The fifteen studies here reflect the author's interest in Greek and Roman concepts of human identity, the nature of mind and soul and such psychological processes as sense-perception, imagination, memory and time-awarreness.

Full Description


The 15 studies collected here reflect a prolonged interest in the Platonism of late antiquity, and most of them are concerned with its exploration of the themes of human identity and the nature of mind and soul. Modern philosophers call this kind of theorizing the philosophy of mind, and several psychological concepts and activities that feature regularly in work on the philosophy of mind - sense-perception, imagination, memory, our awareness of time - are discussed in this volume. Two figures dominate the collection, Plotinus and Augustine. The author's earliest research was undertaken to test claims that Plotinus was the first philosopher of Antiquity to identify concepts of consciousness and the self, and in particular to map his discourse about the self onto his scheme of three transcendental hypostases, and explore the ways in which these hypostases may be said to be "present" to us, whether in our rational activity or in mystical states of consciousness. From Plotinus he moved onto Augustine.One implicit conclusion of his studies is that their topics and concerns reflect, for the most part, not so much debates between pagan and Christian adversaries, as endeavours by participants in a common culture, that of the Roman world of late antiquity, to understand themselves and their environment.

Contents

Plotinus' philosophy of the self, Shannon; the presence of the one in Plotinus; memory in Plotinus and two early texts of St. Augustine; did St. Augustine ever believe in the soul's pre-existence?; time as distentio and St. Augustine's exegesis of Philippians 3, 12-14; Augustine on the measurement of time - some comparisons with Aristotelian and Stoic texts; anima, error and falsum in some early writings of St. Augustine; sensus interior in St.
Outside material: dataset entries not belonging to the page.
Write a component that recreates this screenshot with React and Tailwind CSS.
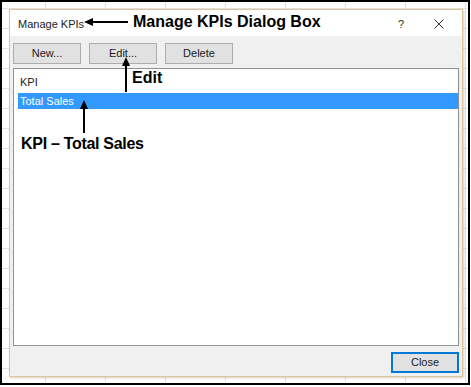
import React from 'react';

const DlgButton = ({ label, focused }) => (
  <button
    className={`w-[68px] h-[21px] flex items-center justify-center text-[11px] leading-[13px] text-[#1a1a1a] bg-[#e1e1e1] border ${
      focused ? 'border-[#0078d7] shadow-[inset_0_0_0_1px_#0078d7]' : 'border-[#adadad]'
    }`}
  >
    {label}
  </button>
);

const App = () => {
  return (
    <div className="w-[471px] h-[387px] bg-white">
      <div className="relative w-[470px] h-[385px] border-2 border-black pt-[7px] pl-[7px] font-['Liberation_Sans',Arial,sans-serif] bg-white bg-[linear-gradient(#e2e2e2_1px,transparent_1px),linear-gradient(90deg,#e2e2e2_1px,transparent_1px)] bg-[size:60px_20px] bg-[position:43px_6px]">
        {/* dialog */}
        <div className="w-[454px] h-[368px] flex flex-col bg-[#f0f0f0] border border-[#dfc39c] shadow-[1px_1px_2px_rgba(150,120,80,0.35)]">
          <div className="h-[26px] bg-white flex items-center pt-[2px] pl-[8px] text-[11px] leading-[13px] text-[#222]">
            <span>Manage KPIs</span>
            <span className="ml-auto w-[10px] text-[#333]">?</span>
            <svg className="ml-[26px] mr-[18px]" width="10" height="10" viewBox="0 0 10 10">
              <path d="M0.5 0.5 L9.5 9.5 M9.5 0.5 L0.5 9.5" stroke="#333" strokeWidth="1" fill="none" />
            </svg>
          </div>

          <div className="flex gap-[8px] pt-[7px] px-[3px]">
            <DlgButton label="New..." />
            <DlgButton label="Edit..." />
            <DlgButton label="Delete" />
          </div>

          <div className="mt-[4px] mx-[3px] h-[278px] border border-[#8e9196] bg-white text-[11px] text-[#222]">
            <div className="h-[24px] flex items-end pb-[4px] pl-[6px] leading-[13px]">KPI</div>
            <div className="ml-[4px] h-[16px] leading-[16px] pl-[2px] bg-[#3399ff] text-white">Total Sales</div>
          </div>

          <div className="flex justify-end pt-[6px] pr-[3px]">
            <DlgButton label="Close" focused />
          </div>
        </div>

        {/* annotations */}
        <svg
          className="absolute top-0 left-0 pointer-events-none"
          width="466"
          height="381"
          viewBox="2 2 466 381"
        >
          <line x1="128" y1="22" x2="90" y2="22" stroke="#000" strokeWidth="2" />
          <polygon points="84,22 93,18 93,26" fill="#000" />
          <line x1="126" y1="92" x2="126" y2="63" stroke="#000" strokeWidth="2" />
          <polygon points="126,57 122,66 130,66" fill="#000" />
          <line x1="84" y1="133" x2="84" y2="106" stroke="#000" strokeWidth="2" />
          <polygon points="84,100 80,109 88,109" fill="#000" />
        </svg>
        <div className="absolute top-[12px] left-[131px] text-[16px] leading-[16px] font-bold text-black whitespace-nowrap">
          Manage KPIs Dialog Box
        </div>
        <div className="absolute top-[68px] left-[130px] text-[16px] leading-[16px] font-bold text-black">
          Edit
        </div>
        <div className="absolute top-[134px] left-[19px] text-[16px] leading-[16px] font-bold text-black whitespace-nowrap tracking-[-0.3px]">
          KPI – Total Sales
        </div>
      </div>
    </div>
  );
};

export default App;
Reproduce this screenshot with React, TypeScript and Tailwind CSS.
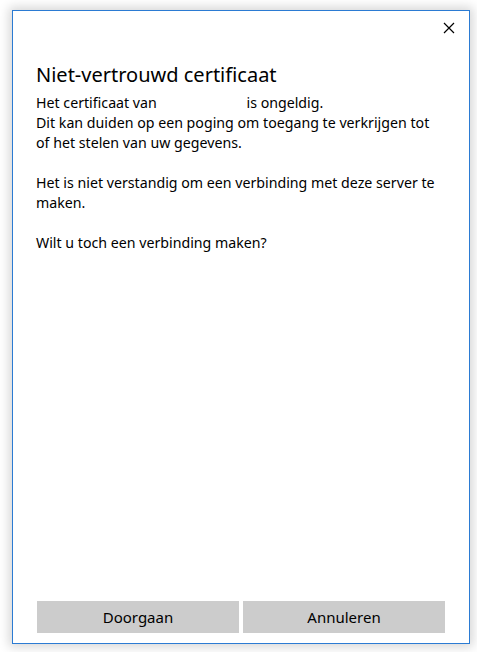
import React from "react";

export default function App() {
  return (
    <div className="w-[477px] h-[652px] bg-white overflow-hidden pt-[10px] pl-[12px]" style={{ fontFamily: '"Noto Sans", "Open Sans", sans-serif' }}>
      <div className="w-[458px] h-[634px] bg-white border border-[#2b7bd3] shadow-[0_0_10px_3px_rgba(0,0,0,0.16)] flex flex-col">
        <div className="flex justify-end pt-[10px] pr-[14px] h-[36px]">
          <svg width="12" height="12" viewBox="0 0 12 12" className="mt-[1px]">
            <path d="M1 1 L11 11 M11 1 L1 11" stroke="#000" strokeWidth="1.2" fill="none" />
          </svg>
        </div>
        <div className="pl-[23px] pr-[20px] flex-1">
          <h1 className="text-[20px] leading-[28px] text-black mt-[14px]">Niet-vertrouwd certificaat</h1>
          <div className="mt-[4px] text-[14.2px] leading-[20px] text-black">
            <p>Het certificaat van <span className="inline-block w-[86px]" />is ongeldig.</p>
            <p>
              Dit kan duiden op een poging om toegang te verkrijgen tot
              <br />
              of het stelen van uw gegevens.
            </p>
            <p className="mt-[20px]">
              Het is niet verstandig om een verbinding met deze server te
              <br />
              maken.
            </p>
            <p className="mt-[20px]">Wilt u toch een verbinding maken?</p>
          </div>
        </div>
        <div className="flex gap-[4px] pl-[24px] pb-[10px]">
          <div className="w-[202px] h-[32px] bg-[#cccccc] flex items-center justify-center text-[15px] text-black">Doorgaan</div>
          <div className="w-[202px] h-[32px] bg-[#cccccc] flex items-center justify-center text-[15px] text-black">Annuleren</div>
        </div>
      </div>
    </div>
  );
}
Augustine, de libero arbitrio 2.3.5-6.51; Augustine on the origin of souls; predestination and freedom in Augustine's ethics; hierarchies in Augustine's thought; remembering and forgetting in Augustine, Confessions X; Augustine's critique of Varro on Roman religion; thinking through history - Augustine's method in the city of God and its Ciceronian dimension; sense-perception and imagination in Boethius, philosophiae consolatio 5m 4'.